O segundo passo foi fotografar essas intimidades, ouvir e registrar essas histórias. Os cenários foram diversos: lugares que aliassem boas opções estéticas e que, ao mesmo tempo, fossem confortáveis para que o fotografado-entrevistado pudesse posar e falar. Por vezes fotografei em suas próprias casas, em parques, centros culturais, banheiros e até em um cinema. A partir das memórias gravadas em áudio foram retirados os excertos das histórias aqui presentes. Procurei manter no texto o jeito como essas pessoas se expressam, com abreviações, expressões próprias. Essa escolha tem relação direta com a vontade de tornar essas personas mais próximas do leitor, além da busca por exprimir, também na escrita, suas personalidades. 

 

O formato

A escolha por um formato multimídia tem um motivo principal simples: tornar o projeto acessível. A mim não interessava que ele ficasse restrito a uma biblioteca, mas sim que pudesse ser facilmente acessado, visto, lido e ouvido. A união entre imagem e texto, como dito anteriormente, foi necessária para que o projeto pudesse ser contado, para que essas memórias fossem compartilhadas e, assim, outras pessoas pudessem com elas se identificar.
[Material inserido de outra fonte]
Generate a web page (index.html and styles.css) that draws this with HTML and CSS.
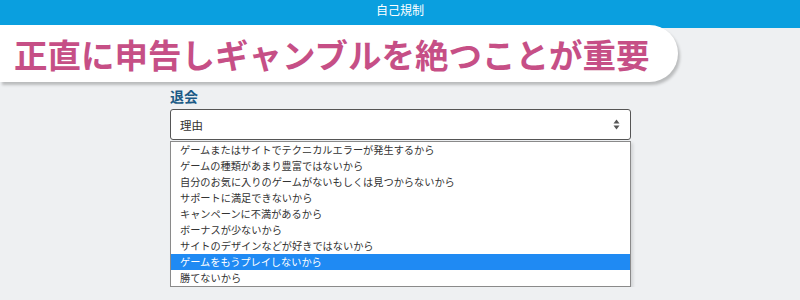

Porém, eu queria também que essas voes fossem ouvidas. Com suas entonações, risos, choros, pausas, ansiedades. Que essas personalidades chegassem mais perto do leitor(a)-ouvinte e ele(a) pudesse imaginar quem é são as pessoas por trás daquela memórias, daquela marca. O quanto delas pode haver em mim, em você? Para mim, com essas vozes, o projeto se tornaria ainda mais humano e acredito que isso se concretizou. Faço um convite aos que acessam para que leiam, vejam e ouçam este projeto e pensem sobre suas marcas e as belezas que elas encerram: histórias de vida, memórias vivas daquilo que vivemos.